Putin signed an order Thursday making the deaths of Russian troops lost during “special operations” a secret, amending a previous decree that limited such secrecy to deaths of soldiers in wartime. Some watchers can see only one plausible reason for the change: Russia is gearing up for another military push into Ukraine.

“We’re in a pre-war situation. Right now, there’s going to be another campaign in Ukraine,” said Pavel Felgenhauer, a military analyst based in Moscow, who added that Russia was being secret about losses because “we’re fighting a secret war.”

But war brings about the sort of casualties that can serve as proof of Russia’s involvement in Ukraine, Felgenhauer pointed out.

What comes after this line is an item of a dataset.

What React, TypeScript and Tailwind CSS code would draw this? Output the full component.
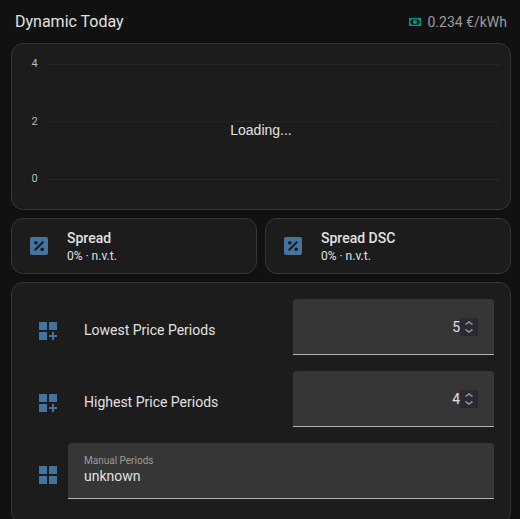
import { useId, useState } from "react";

const ICONS = {
  cash: "M3,6H21V18H3V6M12,9A3,3 0 0,1 15,12A3,3 0 0,1 12,15A3,3 0 0,1 9,12A3,3 0 0,1 12,9M7,8A2,2 0 0,1 5,10V14A2,2 0 0,1 7,16H17A2,2 0 0,1 19,14V10A2,2 0 0,1 17,8H7Z",
  percentBox:
    "M19 3H5C3.89 3 3 3.89 3 5V19C3 20.11 3.9 21 5 21H19C20.11 21 21 20.11 21 19V5C21 3.89 20.1 3 19 3M8.83 7.05C9.81 7.05 10.6 7.84 10.6 8.82C10.6 9.8 9.81 10.59 8.83 10.59C7.84 10.59 7.05 9.8 7.05 8.82C7.05 7.84 7.84 7.05 8.83 7.05M15.22 17C14.24 17 13.45 16.2 13.45 15.22C13.45 14.24 14.24 13.45 15.22 13.45C16.2 13.45 17 14.24 17 15.22C17 16.2 16.2 17 15.22 17M8.5 17.03L7 15.53L15.53 7L17.03 8.5L8.5 17.03Z",
  gridPlus:
    "M3 21H11V13H3M3 11H11V3H3M13 21M13 3V11H21V3M18 16V13H16V16H13V18H16V21H18V18H21V16H18Z",
  grid: "M3 11H11V3H3M3 21H11V13H3M13 21H21V13H13M13 3V11H21V3",
};

function Icon({ path, className }: { path: string; className: string }) {
  return (
    <svg viewBox="0 0 24 24" fill="currentColor" className={`shrink-0 ${className}`} aria-hidden="true">
      <path d={path} />
    </svg>
  );
}

const CARD = "rounded-xl border border-[#363636] bg-[#1c1c1c]";
const FIELD = "h-14 rounded-t border-b border-[#b4b4b4] bg-[#363636]";

function ChartCard() {
  return (
    <section className={`relative flex h-[167px] flex-col justify-between pt-3 pr-2.5 pb-[22px] pl-[17px] ${CARD}`}>
      {["4", "2", "0"].map((tick) => (
        <div key={tick} className="flex h-4 items-center gap-2">
          <span className="w-[11px] text-center text-[11px] leading-4 text-[#b8b8b8]">{tick}</span>
          <span className="h-px flex-1 bg-[#262626]" />
        </div>
      ))}
      <p className="absolute inset-x-0 top-[76px] text-center font-['Liberation_Sans',Arial,sans-serif] text-sm text-[#e1e1e1]">
        Loading...
      </p>
    </section>
  );
}

function SpreadCard({ title, value }: { title: string; value: string }) {
  return (
    <section className={`flex h-14 items-center gap-4 pl-[15px] ${CARD}`}>
      <Icon path={ICONS.percentBox} className="size-6 text-[#44739e]" />
      <div>
        <h2 className="text-sm leading-5 font-medium">{title}</h2>
        <p className="text-xs leading-4">{value}</p>
      </div>
    </section>
  );
}

function NumberRow({ label, initial }: { label: string; initial: number }) {
  const id = useId();
  const [value, setValue] = useState(initial);
  return (
    <div className="flex items-center">
      <div className="flex flex-1 items-center gap-6 pt-2">
        <Icon path={ICONS.gridPlus} className="size-6 text-[#44739e]" />
        <label htmlFor={id} className="flex-1 pb-0.5 text-sm">
          {label}
        </label>
      </div>
      <div className={`flex w-[201px] items-center px-4 ${FIELD}`}>
        <input
          id={id}
          type="number"
          value={value}
          onChange={(e) => setValue(Number(e.target.value))}
          className="min-w-0 flex-1 appearance-none bg-transparent text-right text-sm outline-none [-moz-appearance:textfield] [&::-webkit-inner-spin-button]:appearance-none"
        />
        <div className="flex size-[18px] flex-col items-center justify-center gap-1 bg-[#2b2a33] text-[#8f8f9d]">
          <button type="button" aria-label={`Increase ${label}`} onClick={() => setValue(value + 1)}>
            <svg viewBox="0 0 8 4" className="block h-1 w-2" fill="none" stroke="currentColor" strokeWidth="1.5">
              <path d="M0.5 3.6 4 0.8 7.5 3.6" />
            </svg>
          </button>
          <button type="button" aria-label={`Decrease ${label}`} onClick={() => setValue(value - 1)}>
            <svg viewBox="0 0 8 4" className="block h-1 w-2" fill="none" stroke="currentColor" strokeWidth="1.5">
              <path d="M0.5 0.4 4 3.2 7.5 0.4" />
            </svg>
          </button>
        </div>
      </div>
    </div>
  );
}

export default function App() {
  return (
    <main className="flex h-screen flex-col overflow-hidden bg-[#111111] pr-[9px] pl-[11px] font-[Roboto,sans-serif] text-[#e1e1e1]">
      <div className="flex shrink-0 flex-col gap-2">
        <header className="flex h-[35px] items-center justify-between px-1 pt-2">
          <h1 className="text-base">Dynamic Today</h1>
          <p className="flex items-center gap-1 text-sm text-[#9b9b9b]">
            <Icon path={ICONS.cash} className="size-4 text-[#009b82]" />
            0.234 €/kWh
          </p>
        </header>
        <ChartCard />
        <div className="grid grid-cols-2 gap-2">
          <SpreadCard title="Spread" value="0% · n.v.t." />
          <SpreadCard title="Spread DSC" value="0% · n.v.t." />
        </div>
        <section className={`flex flex-col gap-4 pt-4 pr-4 pb-6 pl-6 ${CARD}`}>
          <NumberRow label="Lowest Price Periods" initial={5} />
          <NumberRow label="Highest Price Periods" initial={4} />
          <div className="flex items-center gap-2">
            <div className="pt-2">
              <Icon path={ICONS.grid} className="size-6 text-[#44739e]" />
            </div>
            <div className={`flex flex-1 flex-col px-4 pt-2.5 ${FIELD}`}>
              <label htmlFor="manual-periods" className="text-[10px] leading-4 text-[#9b9b9b]">
                Manual Periods
              </label>
              <input
                id="manual-periods"
                type="text"
                defaultValue="unknown"
                className="h-3.5 bg-transparent text-sm leading-3.5 outline-none"
              />
            </div>
          </div>
        </section>
      </div>
    </main>
  );
}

“If foreigners know about the losses of soldiers in Donbass, that’s not very good,” he said, using a term that refers to eastern Ukraine. “But more important is that the Russian public doesn’t know. So it’s going to be a secret, as it was in Soviet times.”

Russia has long denied its troops are operating in Ukraine, dismissing as fabrications reports of training camps, troop buildups and even the testimony of captured Russian soldiers claiming to be on active duty.

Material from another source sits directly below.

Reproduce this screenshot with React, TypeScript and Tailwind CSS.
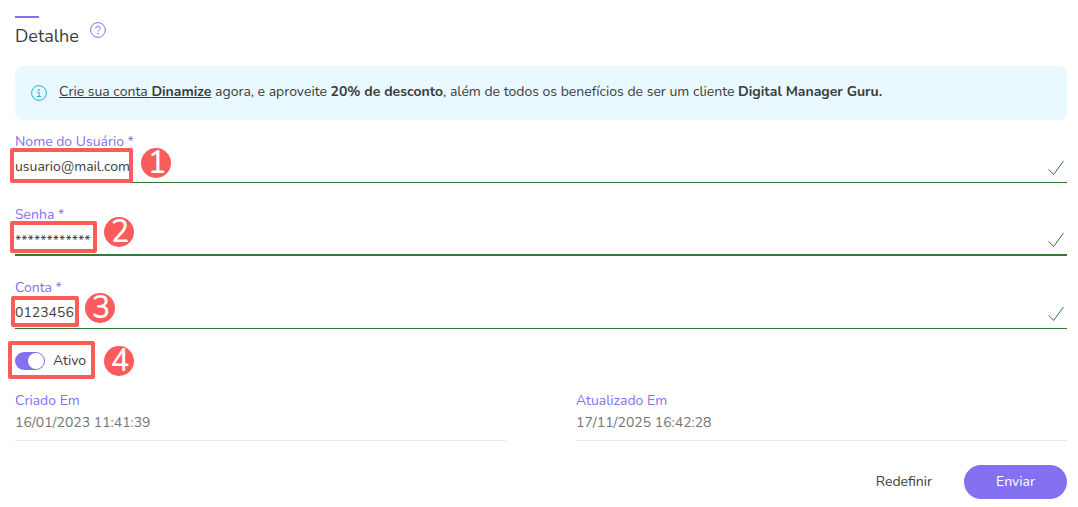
import type { ReactNode } from 'react'

type MarkerProps = {
  number: number
  boxClass: string
  badgeClass: string
}

function Marker({ number, boxClass, badgeClass }: MarkerProps) {
  return (
    <>
      <span className={`pointer-events-none absolute rounded-[2px] border-4 border-[#fa5c5c] ${boxClass}`} />
      <span
        className={`pointer-events-none absolute flex size-[30px] items-center justify-center rounded-full bg-[#fa5c5c] pb-px pl-0.5 text-[31px] leading-[30px] font-medium text-white ${badgeClass}`}
      >
        {number}
      </span>
    </>
  )
}

function HelpIcon() {
  return (
    <svg width="16" height="16" viewBox="0 0 16 16" fill="none" stroke="#8570f2" strokeLinecap="round">
      <circle cx="8" cy="8" r="7.4" />
      <path d="M5.9 6.2c0-1.2.9-2 2.1-2s2.1.8 2.1 1.9c0 1.5-2.1 1.6-2.1 3.1" />
      <circle cx="8" cy="11.4" r=".3" />
    </svg>
  )
}

function InfoIcon() {
  return (
    <svg width="16" height="16" viewBox="0 0 16 16" fill="none" stroke="#1cb5cd" className="shrink-0">
      <circle cx="8" cy="8" r="7.4" />
      <path d="M6.3 7.2h1.9v4.3M6 11.5h4.2" />
      <circle cx="8" cy="4.8" r=".5" fill="#1cb5cd" />
    </svg>
  )
}

function CheckIcon() {
  return (
    <svg
      width="16"
      height="16"
      viewBox="0 0 16 16"
      fill="none"
      stroke="#2e7d32"
      strokeLinecap="round"
      strokeLinejoin="round"
      className="mb-1.5 shrink-0 self-end"
    >
      <path d="M.8 9.6l4.8 4.9L15.2 1.4" />
    </svg>
  )
}

type FieldProps = {
  id: string
  label: string
  value: string
  lineClass: string
  children: ReactNode
}

function Field({ id, label, value, lineClass, children }: FieldProps) {
  return (
    <div className="relative">
      <label htmlFor={id} className="block text-[#8570f2]">
        {label} *
      </label>
      <div className={`flex h-[31px] items-center border-[#2e7d32] pr-[3px] ${lineClass}`}>
        <input id={id} type="text" defaultValue={value} className="min-w-0 flex-1 bg-transparent outline-none" />
        <CheckIcon />
      </div>
      {children}
    </div>
  )
}

function DateInfo({ label, value }: { label: string; value: string }) {
  return (
    <div className="border-b border-[#e6e6e6] pb-[7px]">
      <p className="text-[#8570f2]">{label}</p>
      <p className="mt-0.5 text-[#757575]">{value}</p>
    </div>
  )
}

export default function App() {
  return (
    <main className="bg-white pt-4 pr-[11px] pb-2 pl-[15px] font-['Nunito','Noto_Sans',sans-serif] text-sm text-[#3c3c3c]">
      <header>
        <div className="h-0.5 w-6 bg-[#8570f2]" />
        <div className="mt-1 flex items-start gap-[11px]">
          <h1 className="pt-0.5 text-lg leading-6">Detalhe</h1>
          <button type="button" aria-label="Ajuda">
            <HelpIcon />
          </button>
        </div>
      </header>

      <section className="mt-[18px] flex items-center gap-3 rounded-lg bg-[#e9f9ff] px-4 py-4">
        <InfoIcon />
        <p className="pb-0.5">
          <a href="#dinamize" className="underline">
            Crie sua conta <b>Dinamize</b>
          </a>{' '}
          agora, e aproveite <b>20% de desconto</b>, além de todos os benefícios de ser um cliente{' '}
          <b>Digital Manager Guru.</b>
        </p>
      </section>

      <form>
        <div className="mt-3 grid gap-[22px]">
          <Field id="usuario" label="Nome do Usuário" value="usuario@mail.com" lineClass="border-b">
            <Marker number={1} boxClass="top-4 -left-[5px] h-[35px] w-[123px]" badgeClass="top-4 left-[126px]" />
          </Field>
          <Field id="senha" label="Senha" value="************" lineClass="border-b-2 pt-0.5">
            <Marker number={2} boxClass="top-4 -left-[5px] h-8 w-[87px]" badgeClass="top-3 left-[89px]" />
          </Field>
          <Field id="conta" label="Conta" value="0123456" lineClass="border-b">
            <Marker number={3} boxClass="top-[18px] -left-1 h-[31px] w-[68px]" badgeClass="top-[15px] left-[70px]" />
          </Field>
        </div>

        <div className="relative mt-[21px]">
          <label className="flex items-center gap-2">
            <input type="checkbox" role="switch" defaultChecked className="peer sr-only" />
            <span className="flex h-[18px] w-[30px] items-center rounded-full bg-[#b0b0b0] p-px peer-checked:justify-end peer-checked:bg-[#8570f2]">
              <span className="size-4 rounded-full bg-white" />
            </span>
            <span className="pt-px">Ativo</span>
          </label>
          <Marker number={4} boxClass="-top-[9px] -left-[7px] h-[38px] w-[87px]" badgeClass="-top-1 left-[89px]" />
        </div>

        <div className="mt-5 grid grid-cols-2 gap-[70px]">
          <DateInfo label="Criado Em" value="16/01/2023 11:41:39" />
          <DateInfo label="Atualizado Em" value="17/11/2025 16:42:28" />
        </div>

        <div className="mt-6 flex items-center justify-end">
          <button type="reset" className="px-8 py-[7px]">
            Redefinir
          </button>
          <button type="submit" className="rounded-full bg-[#8570f2] px-8 py-[7px] text-white">
            Enviar
          </button>
        </div>
      </form>
    </main>
  )
}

Yet dead and missing soldiers speak to the Russian population louder than NATO satellite images tracking Russian troop movements. And last summer, as news of troops returning from Ukraine in caskets reached the Russian people, the government narrowly avoided an internal crisis.

Eventually, mothers of Russian soldiers clamoring for information on their sons captured in Ukraine were muzzled, while politicians who publicized the secret funerals and burials of Russian soldiers thought to have died in Ukraine were reportedly beaten.

Russia has a history of secrecy surrounding the deaths of troops. The country spares no ceremony celebrating its military victories and prowess, but there are still many families who don’t know what happened to their war dead in World War II or any of the military campaigns that Soviet troops fought in the decades after.

Russians don’t even know how many people who died in those conflicts were civilians versus soldiers, because the state kept such figures secret.

But one thing is sure: Much as they may support Putin’s Ukraine policies, Russians don’t want to repeat the experience of suffering mass losses over a conflict in another country. Last year, one state-run poll found that two-thirds of Russians opposed sending troops into Ukraine, while barely more than a quarter of the population supported the idea.

Nonetheless, reports continue to emerge about how Russia has been building up its troop presence near the Ukrainian border. A Bloomberg News report this week cited U.S. lawmakers claiming that Russia was operating mobile crematoriums in eastern Ukraine to hide its dead – and thus hide its involvement in the conflict.

And then there’s the image that the decree’s terminology – “special operations” – drums up. “Special operations” is “a new term to identify a new reality” without a legal definition, presidential Human Rights Council member Sergey Krivenko told Russian news outlet RBK Thursday.

But Russians have heard the term before during Putin’s presidency – in connection with such campaigns as the Second Chechen War, the 2008 conflict in South Ossetia and, most recently, last year’s annexation of Crimea.